Saturday, September 17, 2016

Are Cooks Born or Trained?

Cheddar Potato Soup
How did you get started in the kitchen?  Curiosity?  Necessity?  A cooking class?

For me, it was necessity.  A newly minted college graduate sharing a one-bedroom apartment in New York, I had a low-paying job and a large appetite.  To keep from going hungry, I had to start cooking.  But I didn’t know how to make anything.

Luckily a colleague invited me to dinner at her apartment.  A few years older and seasoned in the kitchen, she showed me how to whip up a pot of Spaghetti with Garlic Sauce.  Although I had never eaten this dish before, it immediately became a weekly, if not daily, dinner.

The lesson most people would take away from this experience would be to take a cooking class.  Obviously by watching someone else make a recipe, I could follow their lead and have success.  After all, I had already done it once. 

Ornery as I am, though, I decided to skip the human contact aspect of the equation.  I would simply open a cookbook, pick a recipe and follow the directions as best I could.  For some reason I trusted that any recipe that was printed in a book would work.  Soon enough I realized that’s not true, but I didn’t change my approach.  I just became more careful about what cookbooks I bought.

Over the years I taught myself to cook.  Ultimately that’s how my first cookbook,  "Help! My Apartment Has a Kitchen!" came about.  I had tried to teach my co-author son Kevin how to cook, but all he wanted to master was the Chocolate Chip Cookie recipe.  I showed him how, and that was it for personal cooking lessons.  He finally learned, like I did, by trying out recipes.  But in his case there was the incentive of a publisher’s paycheck at the other end.

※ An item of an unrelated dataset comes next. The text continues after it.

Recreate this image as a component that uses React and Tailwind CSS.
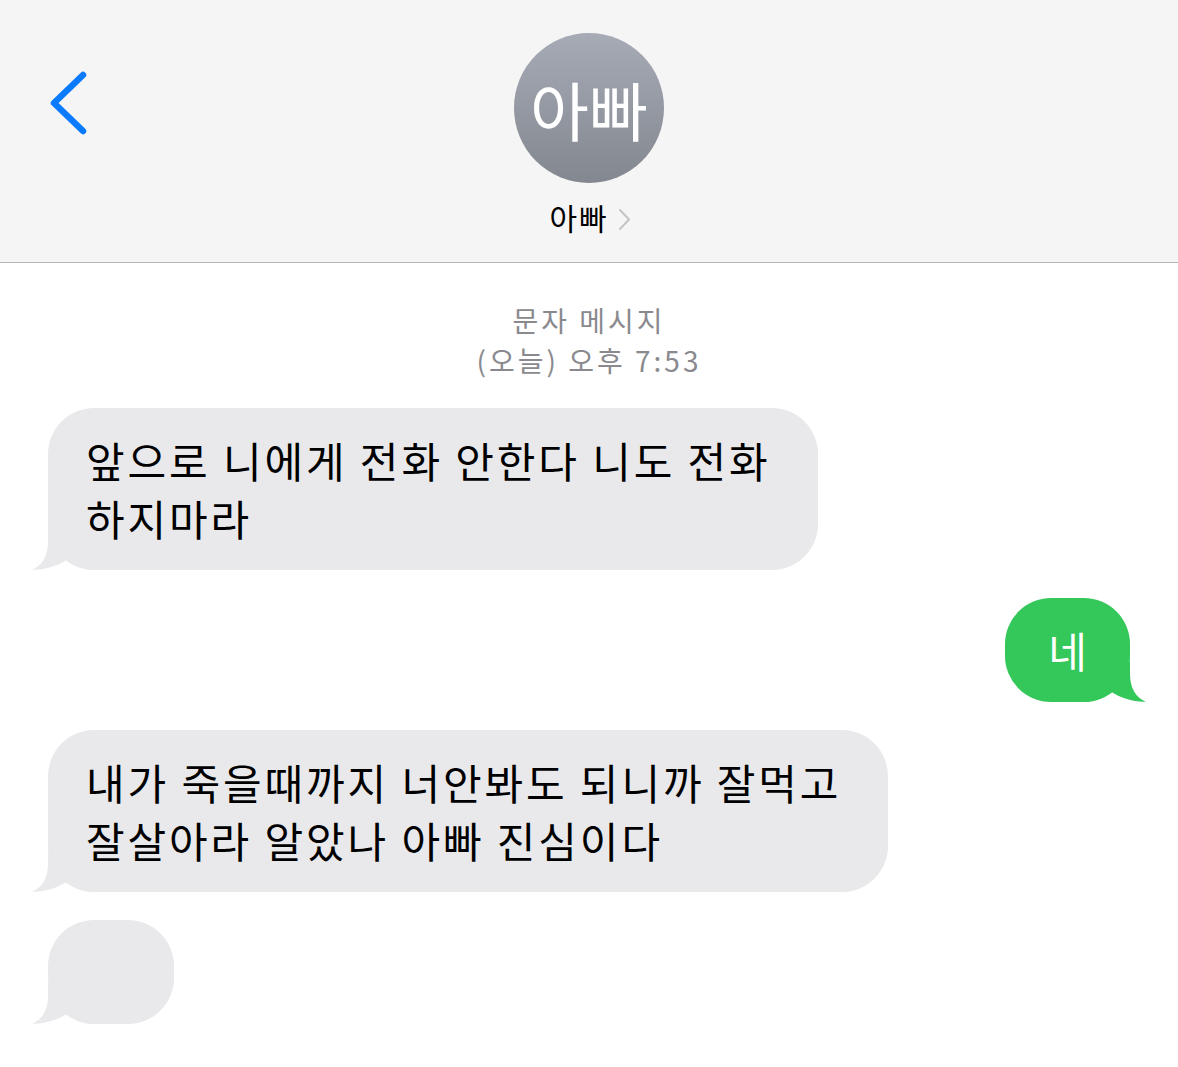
import React from 'react';

const FONT = { fontFamily: '"Noto Sans CJK KR", "Noto Sans", sans-serif' };

const TailLeft = ({ color }) => (
  <svg
    className="absolute bottom-0 left-[-16px]"
    width="60"
    height="40"
    viewBox="0 0 60 40"
  >
    <path
      d="M16 0 L16 12 C16 26 10 36 0 39.6 C12 40.2 26 36 36 29 C42 35 50 39 60 40 L60 0 Z"
      fill={color}
    />
  </svg>
);

const TailRight = ({ color }) => (
  <svg
    className="absolute bottom-0 right-[-16px] -scale-x-100"
    width="60"
    height="40"
    viewBox="0 0 60 40"
  >
    <path
      d="M16 0 L16 12 C16 26 10 36 0 39.6 C12 40.2 26 36 36 29 C42 35 50 39 60 40 L60 0 Z"
      fill={color}
    />
  </svg>
);

const IncomingBubble = ({ width, lines }) => (
  <div className="flex justify-start">
    <div
      className={`relative rounded-[46px] bg-[#e9e9eb] py-[23px] pl-[38px] text-[42px] leading-[58px] tracking-[2.9px] text-black whitespace-nowrap ${width}`}
    >
      {lines.length === 0 ? (
        <div className="h-[58px]" />
      ) : (
        lines.map((line, i) => <div key={i}>{line}</div>)
      )}
      <TailLeft color="#e9e9eb" />
    </div>
  </div>
);

const OutgoingBubble = ({ text }) => (
  <div className="flex justify-end">
    <div className="relative flex h-[104px] w-[125px] items-center justify-center rounded-[46px] bg-[#34c759] text-[42px] leading-[58px] text-white">
      <span>{text}</span>
      <TailRight color="#34c759" />
    </div>
  </div>
);

export default function App() {
  return (
    <div className="min-h-[1067px] w-full bg-white" style={FONT}>
      {/* header */}
      <div className="relative flex h-[263px] flex-col items-center border-b border-[#b6b6b8] bg-[#f5f5f5]">
        <button className="absolute left-[48px] top-[70px] p-0">
          <svg width="44" height="66" viewBox="0 0 44 66">
            <path
              d="M35 5 L6 33 L35 61"
              fill="none"
              stroke="#0a7aff"
              strokeWidth="6.5"
              strokeLinecap="round"
              strokeLinejoin="round"
            />
          </svg>
        </button>

        <div className="mt-[33px] flex h-[150px] w-[150px] items-center justify-center rounded-full bg-gradient-to-b from-[#a6abb6] to-[#83878f]">
          <span className="text-[64px] leading-none text-white">아빠</span>
        </div>

        <div className="mt-[16px] flex items-center gap-[9px] pl-[2px]">
          <span className="text-[30px] leading-[36px] tracking-[2px] text-black">아빠</span>
          <svg width="13" height="23" viewBox="0 0 13 23" className="mt-[4px]">
            <path
              d="M2 2 L11 11.5 L2 21"
              fill="none"
              stroke="#c4c4c7"
              strokeWidth="2"
              strokeLinecap="round"
              strokeLinejoin="round"
            />
          </svg>
        </div>
      </div>

      {/* timestamp */}
      <div className="mt-[37px] flex flex-col items-center text-[28px] leading-[40px] tracking-[3px] text-[#8a8a8e]">
        <span>문자 메시지</span>
        <span>(오늘) 오후 7:53</span>
      </div>

      {/* messages */}
      <div className="mt-[28px] flex flex-col gap-[28px] px-[48px] pb-[40px]">
        <IncomingBubble
          width="w-[770px]"
          lines={['앞으로 니에게 전화 안한다 니도 전화', '하지마라']}
        />
        <OutgoingBubble text="네" />
        <IncomingBubble
          width="w-[840px]"
          lines={['내가 죽을때까지 너안봐도 되니까 잘먹고', '잘살아라 알았나 아빠 진심이다']}
        />
        <IncomingBubble width="w-[126px]" lines={[]} />
      </div>
    </div>
  );
}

Here is one of his favorite recipes from that first cookbook. 
Cheddar Potato Soup – serves 2 as a meal, 3 as a soup (adapted from  "Help! My Apartment Has a Kitchen!") 
1 tablespoon butter 
1 medium onion, thinly sliced 
1 tablespoon flour 
1 14-ounce can chicken, beef or vegetable broth plus 1 can water or 1 1/2 tablespoons
     chicken, beef or vegetable broth
 concentrate plus 3 1/2 cups water  
1 large potato, peeled and cut into 1/2-inch cubes 
1 cup (4 ounces) shredded Cheddar cheese 
Dash black pepper 
Melt the butter in a medium pot over medium heat.  Add the onion and cook for about 5 minutes, stirring occasionally, until the slices begin to soften.  Add the flour and stir constantly until it is fully absorbed.  Add the broth and water and turn up the heat to high. 
When the soup comes to a boil, add the potato cubes.  When the mixture returns to a boil, cover and turn down the heat to low and cook for about 20 minutes, or until the potatoes are soft enough to be mashed. 
Turn off the heat and, using the back of a large spoon, mash some of the potatoes into the broth.  The rest can remain in cubes to vary the soup’s texture. 
With the heat still off, add the Cheddar cheese and stir for 1 to 2 minutes, or until the cheese has melted.  Season with black pepper and serve.